As different as those two aesthetics might be, there are through lines that make the projects definitively Porter and Banks’s: commitment to regional craft traditions, the use of handpicked antiques, and a maximalist’s eye for surface and pattern. But, says Porter, “the smell when people walk through the door is just as important.”
The Catskills lodge’s muse—the cowboy—is a telling symbol of core American values, a classic Western hero, and the archetypal self-made man. The fact that all these attributes have been problematized from every possible angle does not bother Porter or Banks. Rather, it’s the “play between softness and masculinity” that interests Banks, who has incorporated such dualities into the design. See in the rooms, for example, the tin-and-glass hanging lamps the couple found while antique picking: “[Each fixture has] this industrial feel with the tin, but the glass classes it right up, making it feel soft and fragile,” Banks explains. In a lodge characterized by tree-branch tables, camping lanterns, and century-old sports equipment, the lamps, by contrast, feel “really pretty.”
“[Porter] uses classic American motifs but turns [them] into a handcrafted wallpaper that fully wraps the room,” says Phil Hospod, a hotel developer who also collaborated on the Catskills Urban Cowboy. And that wallpaper fully wraps the room, creeping up the walls and covering the ceiling in a dizzying pattern. Each block was hand-printed and pasted by one man, Clinton Van Gemert of Printsburgh Wallpapers, and every print is a little different, resulting in what Porter describes as a “wabi-sabi that makes crooked walls go straight.”
This rustic style supports what Porter sees as American “romantic nostalgia,” an idea that has its precedent in design history. In the age of industrialization, the aesthetic was a part of the broader Romantic movement in America—one that advocated a simpler way of living rooted in the natural world. Henry G. Law, William C. Tweed, and Laura E. Soulliere argued in their 1977 book National Park Service Rustic Architecture 1916–1942 that this political atmosphere “restructured the American concept of wilderness,” laid the foundations for the national park system, and helped establish a visual identity for the emerging program.

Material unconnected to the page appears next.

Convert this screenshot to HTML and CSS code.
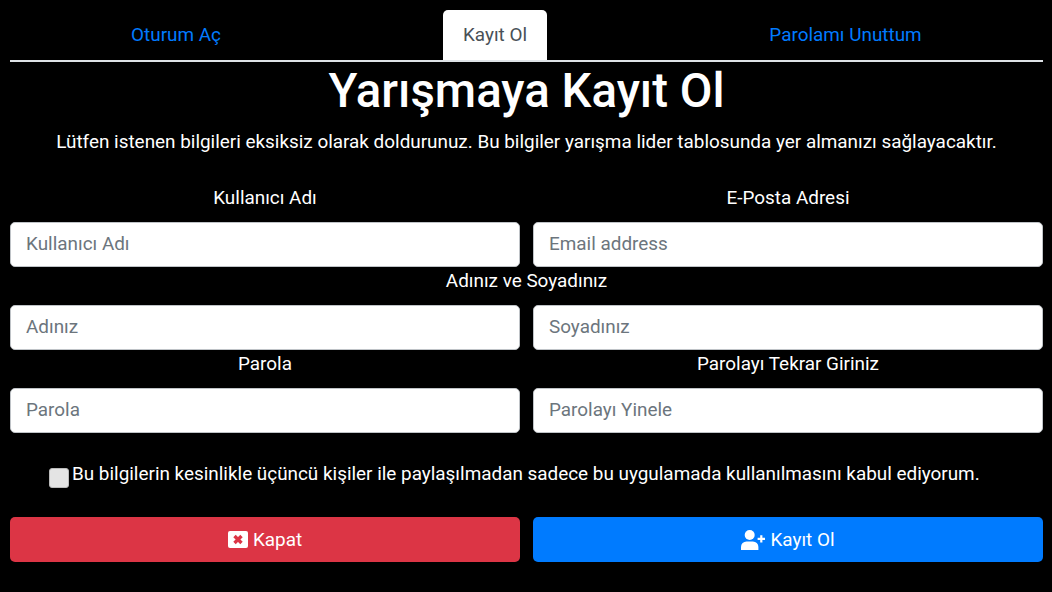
FILE: index.html
```html
<!DOCTYPE html>
<html lang="en">
<head>
    <meta charset="UTF-8">
    <meta name="viewport" content="width=device-width, initial-scale=1.0">
    <title>Yarışmaya Kayıt Ol</title>
    <link rel="stylesheet" href="styles.css">
</head>
<body>
    <div class="container">
        <ul class="tabs">
            <li class="tab-item"><a class="tab-link" href="#">Oturum Aç</a></li>
            <li class="tab-item"><a class="tab-link active" href="#">Kayıt Ol</a></li>
            <li class="tab-item"><a class="tab-link" href="#">Parolamı Unuttum</a></li>
        </ul>

        <h1 class="title">Yarışmaya Kayıt Ol</h1>
        <p class="lead">Lütfen istenen bilgileri eksiksiz olarak doldurunuz. Bu bilgiler yarışma lider tablosunda yer almanızı sağlayacaktır.</p>

        <form class="signup-form">
            <div class="form-row">
                <div class="field">
                    <label for="username">Kullanıcı Adı</label>
                    <input type="text" id="username" placeholder="Kullanıcı Adı">
                </div>
                <div class="field">
                    <label for="email">E-Posta Adresi</label>
                    <input type="email" id="email" placeholder="Email address">
                </div>
            </div>

            <div class="row-label">Adınız ve Soyadınız</div>
            <div class="form-row">
                <input type="text" id="firstName" placeholder="Adınız">
                <input type="text" id="lastName" placeholder="Soyadınız">
            </div>

            <div class="form-row">
                <div class="field">
                    <label for="password">Parola</label>
                    <input type="password" id="password" placeholder="Parola">
                </div>
                <div class="field">
                    <label for="password2">Parolayı Tekrar Giriniz</label>
                    <input type="password" id="password2" placeholder="Parolayı Yinele">
                </div>
            </div>

            <label class="consent">
                <span class="checkbox"></span>
                <span>Bu bilgilerin kesinlikle üçüncü kişiler ile paylaşılmadan sadece bu uygulamada kullanılmasını kabul ediyorum.</span>
            </label>

            <div class="form-row">
                <button type="button" class="btn btn-danger">
                    <svg class="icon" viewBox="0 0 20 17" width="20" height="17">
                        <rect width="20" height="17" rx="2" fill="#fff"/>
                        <path d="M6.5 5 13.5 12M13.5 5 6.5 12" stroke="#dc3545" stroke-width="3.4"/>
                    </svg>
                    Kapat
                </button>
                <button type="button" class="btn btn-primary">
                    <svg class="icon" viewBox="0 0 24 20" width="24" height="20">
                        <circle cx="8.7" cy="5" r="5" fill="#fff"/>
                        <path d="M0 20V17a5.5 5.5 0 0 1 5.5-5.5h6.4a5.5 5.5 0 0 1 5.5 5.5v3z" fill="#fff"/>
                        <path d="M16.6 8.8h7.4M20.3 5.2v7.2" stroke="#fff" stroke-width="2.2"/>
                    </svg>
                    Kayıt Ol
                </button>
            </div>
        </form>
    </div>
</body>
</html>
```

FILE: styles.css
```css
* {
    box-sizing: border-box;
    margin: 0;
    padding: 0;
}

body {
    background-color: #000;
    color: #fff;
    font-family: Roboto, "Liberation Sans", sans-serif;
    font-size: 18.9px;
    line-height: 27px;
}

.container {
    padding: 10px 9px 0 10px;
}

.tabs {
    display: grid;
    grid-template-columns: 332fr 306fr 395fr;
    list-style: none;
    border-bottom: 2px solid #dee2e6;
    height: 52px;
}

.tab-item {
    display: flex;
    justify-content: center;
}

.tab-link {
    display: block;
    height: 50px;
    padding: 11px 20px;
    color: #007bff;
    text-decoration: none;
    border-radius: 5px 5px 0 0;
}

.tab-link.active {
    background-color: #fff;
    color: #495057;
}

.title {
    font-size: 47.4px;
    font-weight: 500;
    line-height: 56px;
    text-align: center;
    margin-top: 1px;
}

.lead {
    text-align: center;
    margin-top: 9px;
}

.signup-form {
    margin-top: 29px;
}

.form-row {
    display: grid;
    grid-template-columns: 1fr 1fr;
    gap: 13px;
}

.field label {
    display: block;
    text-align: center;
    margin-bottom: 11px;
}

.row-label {
    text-align: center;
    height: 27px;
    margin-bottom: 11px;
}

input {
    display: block;
    width: 100%;
    height: 45px;
    padding: 0 15px 2px;
    background-color: #fff;
    border: 1px solid #bfc3c7;
    border-radius: 5px;
    color: #495057;
    font-family: inherit;
    font-size: 18.9px;
}

input::placeholder {
    color: #6c757d;
    opacity: 1;
}

.consent {
    display: flex;
    align-items: flex-start;
    margin: 27px 0 29px 39px;
}

.checkbox {
    flex: none;
    width: 20px;
    height: 20px;
    margin: 8px 3px 0 0;
    background-color: #e4e4e4;
    border: 1px solid #bbb;
    border-radius: 3px;
}

.btn {
    display: flex;
    align-items: center;
    justify-content: center;
    gap: 5px;
    height: 45px;
    border: none;
    border-radius: 5px;
    color: #fff;
    font-family: inherit;
    font-size: 18.9px;
}

.btn-danger {
    background-color: #dc3545;
}

.btn-primary {
    background-color: #007bff;
}

.icon {
    display: block;
}
```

What a spray of branches, or gnarled antlers, or, yes, even trout in suspended animation reminds us is that nature follows its own formal rules. Furniture that incorporates these irregularities results from a dialogue between nature and an artisan ready to embrace imperfection. Feeling, not prescription, is what counts, and Porter’s method correspondingly embraces intuition and idiosyncrasy. “I don’t mood-board, I don’t Pinterest, I’m not formally trained, and the way I design drives everyone mad,” says Porter. He points to a red cedar Adirondack tree growing from the floor and wrapping the lobby’s custom black-willow bar. “There is no way I could’ve CAD-ed [that] out.” (Both the lobby trees and the bar came from masters of the twigwork tradition—Judd Weisberg and Rick Pratt, respectively.)
At Nashville’s Dive Motel, where Americana takes on a ’70s inflection, Porter and Banks made similar overtures to craft—this time of the disco cowboy variety. And like the Catskills lodge, the structure—a motor inn—is itself an icon of American design. Porter notes that every generation has its own associations with motels: “I’ve stayed in motels where they have blood on the sheets and people screaming next door, and it’s not a great experience.” But for his parents, the motor lodge might evoke family vacations and the freedom of the open road. While Porter admits that some of his guests might not have ever stayed in a motel, younger people recognize something rock ’n’ roll about them.
For the most part, his and Banks’s environments are aesthetically convincing, and convey the feeling of authenticity because of era-specific objects. “You can’t fake a real antique. You can’t fake something that has a soul to it,” says Porter. But the objects ultimately help curate idealized visions of escape through “clean,” romanticized versions of classic American typologies. In a way, they create a safe space purposely distanced from the working-class realities found in the motels and dive bars that can still be seen from the highways of small American towns (and not just the glitzy grid of Instagram). One only has to take a drive through the sea of vacancy signs in Cherokee or Maggie Valley, North Carolina, to see that the motor lodge is not a dead typology, but one struggling to hang on. The Dive Motel is not a substitute for the real thing but purely an imagined place of the past, designed to provoke fantasy and sentimental longing. But can people be nostalgic for something they haven’t personally lived through?
Those arguments aside, all of Porter and Banks’s properties go back to the design of engrossing environments—ones that absorb the inhabitant into narratives told through decoration, whether or not that experience is known firsthand. There is a comfort to it associated with entering someone’s home and learning about them through their family heirlooms and the books that line their shelves. At the end of the day, the duo wants to create pleasurable environments that “envelop you, bring you in, and transport you.” By embracing the mundanity of everyday objects, Urban Cowboy and The Dive Motel tell collective stories by embedding North America’s complex mythologies, histories, and traditions in every room.